Looking at his past work experience — staying in most places about five years before moving — Pruitt jokingly points out his stay at ELM was nine years.
“I’m happy and I’m in a good place,” he says, of being in Winchester. “I think 20 years ago, three years would feel like a lifetime, but now, it feels like I just started this job. It doesn’t feel like it’s been three years at all. I think that’s an indicator that this is where I should be!”
And, he adds, the job allows him to work with some incredible people.
“Between the Climate Action Advisory Committee, the town manager, everyone in the town manager’s office and the other people I work with, I find that I’m taking positive action on the climate,” he says. “It’s a positive, meaningful experience to do this type of work with other people who care about it as much as you do.”
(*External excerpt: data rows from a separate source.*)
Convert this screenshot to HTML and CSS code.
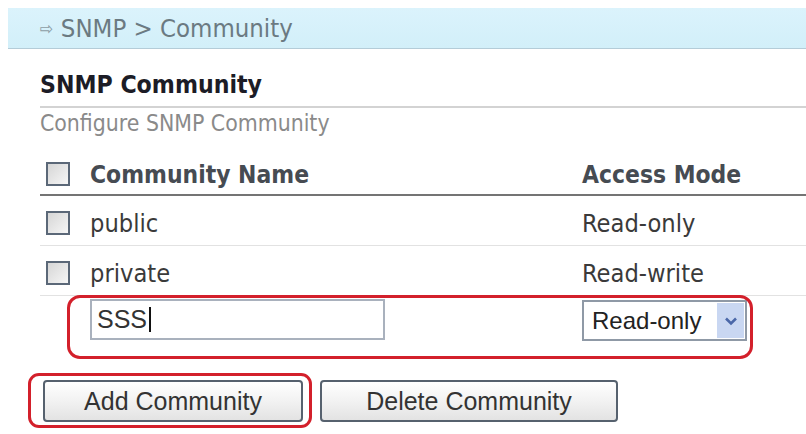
FILE: index.html
```html
<!DOCTYPE html>
<html lang="en">
<head>
<meta charset="utf-8">
<title>SNMP Community</title>
<link rel="stylesheet" href="styles.css">
</head>
<body>
<div class="crumb"><span class="crumb-arrow">⇨</span> SNMP &gt; Community</div>
<main class="content">
  <h1 class="title">SNMP Community</h1>
  <p class="desc">Configure SNMP Community</p>
  <div class="table">
    <div class="row head">
      <span class="c-check"><span class="cb"></span></span>
      <span class="c-name">Community Name</span>
      <span class="c-mode">Access Mode</span>
    </div>
    <div class="row">
      <span class="c-check"><span class="cb"></span></span>
      <span class="c-name">public</span>
      <span class="c-mode">Read-only</span>
    </div>
    <div class="row">
      <span class="c-check"><span class="cb"></span></span>
      <span class="c-name">private</span>
      <span class="c-mode">Read-write</span>
    </div>
    <div class="row edit">
      <span class="c-check"></span>
      <span class="c-name"><span class="input">SSS<span class="caret"></span></span></span>
      <span class="c-mode"><span class="select"><span class="sel-text">Read-only</span><span class="sel-btn"><svg width="14" height="10" viewBox="0 0 14 10"><polyline points="2,2.5 7,7.5 12,2.5" fill="none" stroke="#4a67a8" stroke-width="2.6"/></svg></span></span></span>
    </div>
    <div class="mark mark-edit"></div>
  </div>
  <div class="actions">
    <button class="btn btn-add" type="button">Add Community</button>
    <button class="btn btn-del" type="button">Delete Community</button>
    <div class="mark mark-add"></div>
  </div>
</main>
</body>
</html>
```
FILE: styles.css
```css
html, body {
  margin: 0;
  padding: 0;
  background: #ffffff;
}
body {
  width: 806px;
  height: 434px;
  overflow: hidden;
  font-family: "DejaVu Sans Condensed", "DejaVu Sans", sans-serif;
}
.crumb {
  margin: 8px 0 0 8px;
  height: 40px;
  line-height: 40px;
  padding-left: 32px;
  background: linear-gradient(#dbf3fc, #d2eff9);
  border-bottom: 1px solid #b4ccd8;
  color: #6b7a82;
  font-size: 25.5px;
}
.crumb-arrow {
  font-size: 18px;
  color: #8c9ca4;
  vertical-align: 2px;
}
.content {
  padding-left: 40px;
}
.title {
  margin: 21px 0 0 0;
  font-size: 24.6px;
  line-height: 30px;
  font-weight: bold;
  color: #1c1c26;
  padding-bottom: 6px;
  border-bottom: 2px solid #d3d3d3;
}
.desc {
  margin: 1px 0 0 0;
  font-size: 22.8px;
  line-height: 28px;
  color: #8a8a8a;
}
.table {
  position: relative;
  margin-top: 13px;
}
.row {
  display: grid;
  grid-template-columns: 50px 492px 1fr;
  align-items: center;
  height: 50px;
  padding-top: 5px;
  box-sizing: border-box;
  border-bottom: 1px solid #e2e2e2;
  font-size: 25.2px;
  color: #3a3a3a;
}
.row.head {
  height: 46px;
  padding-top: 4px;
  border-bottom: 2px solid #747474;
  font-size: 24.4px;
  font-weight: bold;
  color: #464b52;
}
.row.edit {
  height: 47px;
  padding-top: 3px;
  align-items: start;
  border-bottom: none;
}
.cb {
  display: block;
  width: 24px;
  height: 24px;
  margin-left: 6px;
  box-sizing: border-box;
  border: 2px solid #5b6878;
  background: linear-gradient(135deg, #d6d6d6, #f6f6f6);
}
.input {
  display: flex;
  align-items: center;
  width: 295px;
  height: 41px;
  box-sizing: border-box;
  border: 2px solid #a9b1bd;
  padding-left: 5px;
  font-family: "Liberation Sans", Arial, sans-serif;
  font-size: 25px;
  color: #333333;
}
.caret {
  display: inline-block;
  width: 2px;
  height: 25px;
  margin-left: 2px;
  background: #111111;
}
.select {
  display: flex;
  align-items: stretch;
  width: 165px;
  height: 41px;
  margin-top: 1px;
  box-sizing: border-box;
  border: 2px solid #8f99a6;
  background: #ffffff;
  font-family: "Liberation Sans", Arial, sans-serif;
  font-size: 24px;
  color: #222222;
}
.sel-text {
  flex: 1;
  padding-left: 8px;
  display: flex;
  align-items: center;
}
.sel-btn {
  width: 27px;
  margin: 1px;
  display: flex;
  align-items: center;
  justify-content: center;
  background: #c9d7f2;
}
.mark {
  position: absolute;
  box-sizing: border-box;
  border: 3px solid #d3202b;
  border-radius: 13px;
  pointer-events: none;
}
.mark-edit {
  left: 27px;
  top: 145px;
  width: 686px;
  height: 64px;
}
.actions {
  position: relative;
  margin-top: 37px;
  display: flex;
  align-items: center;
  gap: 17px;
}
.btn {
  height: 42px;
  box-sizing: border-box;
  border: 2px solid #56616e;
  border-radius: 4px;
  background: linear-gradient(#ffffff, #f2f2f2 50%, #e3e3e3);
  font-family: "Liberation Sans", Arial, sans-serif;
  font-size: 25px;
  color: #333333;
  padding: 0;
  margin: 0;
}
.btn-add {
  width: 260px;
  margin-left: 3px;
}
.btn-del {
  width: 298px;
}
.mark-add {
  left: -12px;
  top: -7px;
  width: 284px;
  height: 55px;
  border-radius: 11px;
}
```
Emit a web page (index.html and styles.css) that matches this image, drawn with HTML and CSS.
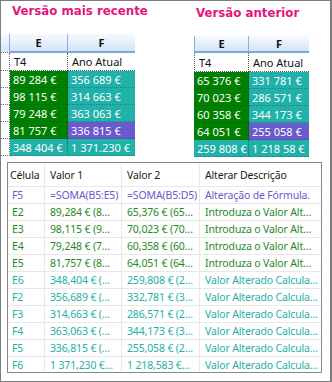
FILE: index.html
```html
<!DOCTYPE html>
<html lang="pt">
<head>
<meta charset="utf-8">
<link rel="stylesheet" href="styles.css">
</head>
<body>
<div class="frame">
  <div class="top">
    <section class="panel panel-new">
      <h2 class="title">Versão mais recente</h2>
      <div class="sheet sheet-new">
        <div class="hd stub"></div><div class="hd col-e">E</div><div class="hd">F</div>
        <div class="stub row-lbl"></div><div class="c lbl col-e">T4</div><div class="c lbl">Ano Atual</div>
        <div class="stub"></div><div class="c green col-e">89 284 €</div><div class="c teal">356 689 €</div>
        <div class="stub"></div><div class="c green col-e">98 115 €</div><div class="c teal">314 663 €</div>
        <div class="stub"></div><div class="c green col-e">79 248 €</div><div class="c teal">363 063 €</div>
        <div class="stub"></div><div class="c green col-e">81 757 €</div><div class="c purple">336 815 €</div>
        <div class="stub"></div><div class="c teal col-e">348 404 €</div><div class="c teal">1 371.230 €</div>
      </div>
    </section>
    <section class="panel panel-old">
      <h2 class="title">Versão anterior</h2>
      <div class="sheet sheet-old">
        <div class="hd col-e first">E</div><div class="hd">F</div>
        <div class="c lbl col-e first">T4</div><div class="c lbl">Ano Atual</div>
        <div class="c green col-e">65 376 €</div><div class="c teal">331 781 €</div>
        <div class="c green col-e">70 023 €</div><div class="c teal">286 571 €</div>
        <div class="c green col-e">60 358 €</div><div class="c teal">344 173 €</div>
        <div class="c green col-e">64 051 €</div><div class="c purple">255 058 €</div>
        <div class="c teal col-e">259 808 €</div><div class="c teal">1 218 58 €</div>
      </div>
    </section>
  </div>
  <div class="changes">
    <div class="grid">
      <div class="h">Célula</div><div class="h">Valor 1</div><div class="h">Valor 2</div><div class="h last">Alterar Descrição</div>

      <div class="r t-purple">F5</div><div class="r t-purple">=SOMA(B5:E5)</div><div class="r t-purple">=SOMA(B5:D5)</div><div class="r t-purple last">Alteração de Fórmula.</div>

      <div class="r t-green">E2</div><div class="r t-green">89,284 € (8…</div><div class="r t-green">65,376 € (65…</div><div class="r t-green last">Introduza o Valor Alt…</div>
      <div class="r t-green">E3</div><div class="r t-green">98,115 € (9…</div><div class="r t-green">70,023 € (70…</div><div class="r t-green last">Introduza o Valor Alt…</div>
      <div class="r t-green">E4</div><div class="r t-green">79,248 € (7…</div><div class="r t-green">60,358 € (60…</div><div class="r t-green last">Introduza o Valor Alt…</div>
      <div class="r t-green">E5</div><div class="r t-green">81,757 € (8…</div><div class="r t-green">64,051 € (64…</div><div class="r t-green last">Introduza o Valor Alt…</div>

      <div class="r t-teal">E6</div><div class="r t-teal">348,404 € (…</div><div class="r t-teal">259,808 € (2…</div><div class="r t-teal last">Valor Alterado Calcula…</div>
      <div class="r t-teal">F2</div><div class="r t-teal">356,689 € (…</div><div class="r t-teal">332,781 € (3…</div><div class="r t-teal last">Valor Alterado Calcula…</div>
      <div class="r t-teal">F3</div><div class="r t-teal">314,663 € (…</div><div class="r t-teal">286,571 € (2…</div><div class="r t-teal last">Valor Alterado Calcula…</div>
      <div class="r t-teal">F4</div><div class="r t-teal">363,063 € (…</div><div class="r t-teal">344,173 € (3…</div><div class="r t-teal last">Valor Alterado Calcula…</div>
      <div class="r t-teal">F5</div><div class="r t-teal">336,815 € (…</div><div class="r t-teal">255,058 € (2…</div><div class="r t-teal last">Valor Alterado Calcula…</div>
      <div class="r t-teal">F6</div><div class="r t-teal">1 371,230 €…</div><div class="r t-teal">1 218,583 €…</div><div class="r t-teal last">Valor Alterado Calcula…</div>
    </div>
  </div>
</div>
</body>
</html>
```
FILE: styles.css
```css
* { box-sizing: border-box; }
html, body { margin: 0; padding: 0; background: #fff; }
body { font-family: "Noto Sans", "Open Sans", sans-serif; }

.frame {
  width: 332px;
  height: 382px;
  border: 1px solid #7d7d7d;
  border-right-width: 2px;
  background: #fff;
  overflow: hidden;
}

.top {
  display: flex;
  height: 161px;
}

.panel { display: flex; flex-direction: column; }
.panel-new { width: 193px; }
.panel-old { width: 136px; }

.title {
  margin: 0;
  font-family: "DejaVu Sans", Verdana, sans-serif;
  font-weight: bold;
  font-size: 11.8px;
  line-height: 16px;
  color: #e4157f;
  white-space: nowrap;
}
.panel-new .title { height: 33px; padding: 2px 0 0 11px; }
.panel-old .title { height: 35px; padding: 4px 0 0 2px; }

.sheet {
  display: grid;
  font-size: 11px;
  color: #fff;
}
.sheet-new {
  grid-template-columns: 9px 58px 67px;
  grid-template-rows: 19px 18px repeat(5, 17px);
}
.sheet-old {
  grid-template-columns: 55px 60px;
  grid-template-rows: 17px 19px repeat(5, 17px);
}

.hd {
  background: linear-gradient(#f6faff, #d5e4f7);
  border-bottom: 2px solid #7ea6dc;
  color: #111;
  font-weight: bold;
  font-size: 11px;
  display: flex;
  align-items: center;
  justify-content: center;
}
.hd.stub, .hd.col-e { border-right: 1px solid #8eb1e0; }
.hd.first { border-left: 1px solid #8eb1e0; }

.stub {
  border-right: 1px dotted #6a6a6a;
  border-bottom: 1px dotted #6a6a6a;
}

.c {
  display: flex;
  align-items: center;
  padding-left: 3px;
  white-space: nowrap;
  overflow: hidden;
  border-bottom: 1px dotted rgba(40, 40, 40, 0.35);
}
.c.col-e { border-right: 1px dotted rgba(40, 40, 40, 0.55); }
.c.lbl {
  color: #111;
  background: #fff;
  padding-left: 4px;
  border-bottom: 1px dotted #555;
}
.c.lbl.col-e { border-right: 1px dotted #555; }
.c.first { border-left: 1px dotted #555; }

.green { background: #008000; }
.teal { background: #20b2aa; }
.purple { background: #6a5acd; }

.changes {
  margin-left: 6px;
  width: 315px;
  height: 211px;
  border: 1px solid #888;
  overflow: hidden;
}
.grid {
  display: grid;
  grid-template-columns: 37px 77px 78px 121px;
  grid-auto-rows: 17px;
  grid-template-rows: 24px;
  font-family: "Noto Sans", "Open Sans", sans-serif;
  font-size: 10.5px;
  letter-spacing: -0.15px;
}
.h, .r {
  border-right: 1px solid #e8e8e8;
  border-bottom: 1px solid #e8e8e8;
  white-space: nowrap;
  overflow: hidden;
  display: flex;
  align-items: center;
}
.h.last, .r.last { border-right: none; }
.h { color: #1a1a1a; padding-left: 5px; }
.h:first-child { padding-left: 2px; }
.r { padding-left: 5px; }
.r:nth-child(4n+1) { padding-left: 4px; }

.t-purple { color: #6a5acd; }
.t-green { color: #1f8a1f; }
.t-teal { color: #24b0a8; }
```
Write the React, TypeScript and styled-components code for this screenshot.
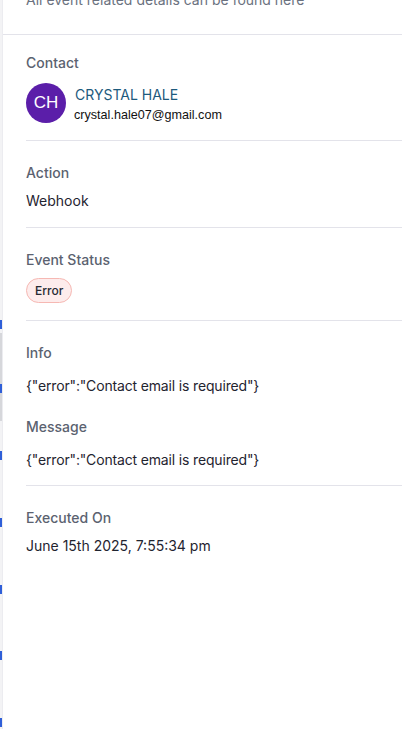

While Pruitt acknowledges some people still think climate change isn’t real, he says the majority of people understand the issue. He says it’s wonderful when they ask questions and want to know what he does and what they can do to help the environment.
“I work in a job where the majority of people are very supportive of what you do and they think it’s important,” Pruitt says. “When you have a measure of success, it’s really gratifying.”